Rabbis with their own YouTube channel, blog, Facebook accounts and personal agenda to be the next Moshiach are simply not anywhere near the same playing field, kedusha-wise.

That doesn’t mean you can’t be holy, and still doing good work online, or still be holy and coaching little league, or visiting chocolate factories, or riding horses in your spare time. But it definitely does mean that you aren’t in the really big leagues when it comes to kedusha, where the potential prophets are hanging out.

You need to be prepared to get prophecy

Some half-baked idea you had while washing up that WW3 is starting tomorrow is just not going to cut the mustard. Ditto some vague dream that you had, where Obama was riding a white donkey into Jerusalem (unless you spent the 40 days prior to having that dream fasting and praying in the desert somewhere…)

You need to be happy

And this, dear reader, is where so many of today’s false internet prophets are really falling down. When Rav Arush or Rav Berland says ‘trouble’s brewing’ you can believe they aren’t just scaremongering or going on a power trip so fifty people will comment on their post.

The only time they say hard things is in order to get us to make the teshuva we need to turn things around.

That’s what my eldest asked me this week. Of course, I hadn’t because I don’t listen to the news or read papers, but I’m a very small minority in my daughter’s class, so of course all of her friends had heard about the rabbi in Tsfat, and were vigorously discussing it.

My daughter told me that a lot of her classmates were really, really upset about it, and that it had put a severe dint in their belief in our holy rabbis. I don’t blame them. Every time I meet another fraudulent rabbi or self-serving ‘spiritual mentor’, my heart also sinks a couple more notches.

But it doesn’t stay there for long.

You know why? Because so many of our holy people explained that in the generation before Moshiach, a huge number of our leaders and rabbis would be fakers.

There are many definitions of what these fakers do and how they act, but their main identifying traits are that they are in the game only for their own honour, power and kudos, and that they excel at being the most arch hypocrites you’ll probably ever meet in your life.

They’ll make it seem like they hold themselves to super-high, super-strict standards of everything themselves, and that they’re incredibly holy and beyond reproach, but to put it bluntly, they lie about everything and often treat their fellow man like rubbish.

Now, in the Levy household we’ve unfortunately had far too much experience with ‘holy fakers’. As each ‘holy faker’ exploded in our face, my husband and I had to pick up the pieces of our emunat tzadikim, rebuilt our faith and emunah, and work really hard to see God behind it all.

At the same time, we had to educate ourselves, and our children, about what was really going on in the world, to ensure as best we can that neither we, nor they, would be hurt by any more ‘holy fakers’ in the future.
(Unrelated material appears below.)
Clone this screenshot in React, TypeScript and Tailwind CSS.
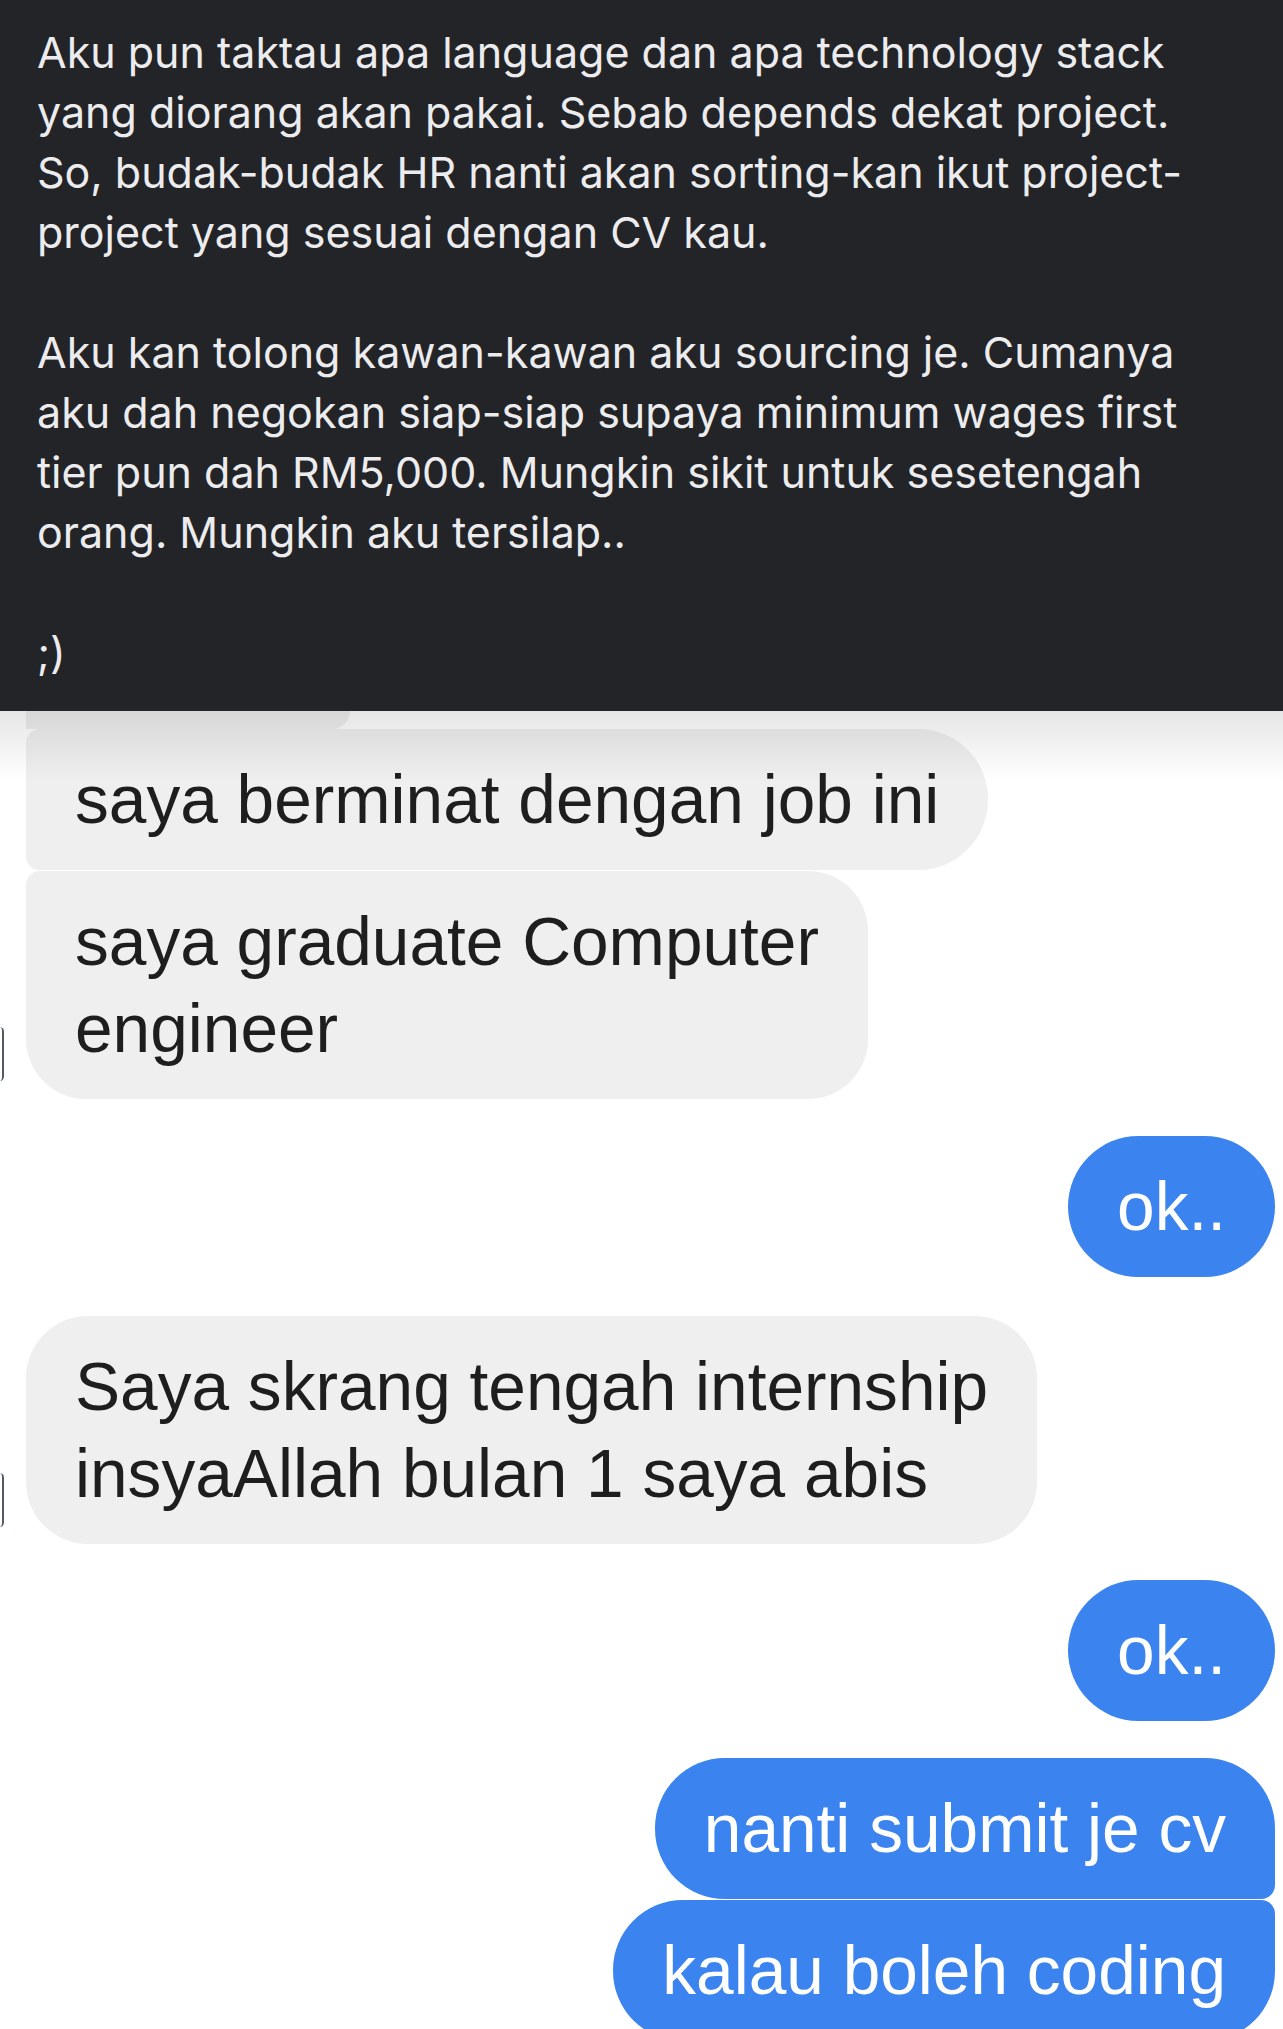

That means I’ve sat my kids down, and quoted them bits from Rebbe Nachman, and from Rabbi Chaim Vital, and the Gemara in Sanhedrin and a few other places too, where it talks about how a huge number of our leaders and rabbis would be fakers, before Moshiach comes.

Forewarned is forearmed, so my children are not fazed in the same way now, to hear that yet another ‘holy faker’ got unmasked. But their peers are not so fortunate. Their peers are still being told by the adults in their lives to ‘stop talking lashon hara’, and to ‘stop questioning our holy rabbis’ – which was the correct response 50 years’ ago, but is definitely NOT the correct response now.

Why not?

Simply put, because this is the generation before Moshiach, and a huge number of our leaders and rabbis are fakers.

I want my kids to grow up believing in God, serving Him happily, and having a strong connection with the true tzaddikim who do still exist, and are still out there, albeit currently a quiet minority.

We need to teach our children (and also, ourselves!) to listen to the inner voice that’s telling us something isn’t ‘quite right’ with many of the people in authority positions in our lives. If more of us would advocate for judging people on the basis of their personalities, instead of being blinded by their reputation and title, things would be very different, and these unholy fakers would find it much harder to take us all for a ride.

Sigh.

It’s all so heavy and unpleasant, isn’t it?

I wish from the bottom of my heart that all the lies being told would vanish, so that we could all have a clear picture of who’s really holy and good, and who isn’t. But that’s one of the biggest tests of this generation, that no-one is going to spell all this out to you except God.

That’s how God wants it, and as I explained to my kids, the single best (and probably only) way I know of being able to distinguish between who’s a faker and who’s for real is personal prayer.

Personal prayer enables you to have a real conversation with your ‘inner voice’, and it gives your soul the space it needs sometimes to convince you of the things you really don’t want to hear or believe.

Like, a huge number of our leaders and rabbis are fakers.

In the meantime, I’m sticking close to Rav Arush, Rav Ofer Erez and Rav Berland, because I know from personal experience that they’re the real deal.

And I’m encouraging my children to trust their gut instincts, and to not assume that a big beard and a bit title automatically equates to ‘holy’, because sadly, even without keeping up with the news, I’ve had enough fakers in my own life to know that in 2015, genuinely holy leaders and rabbis are pretty few and far between.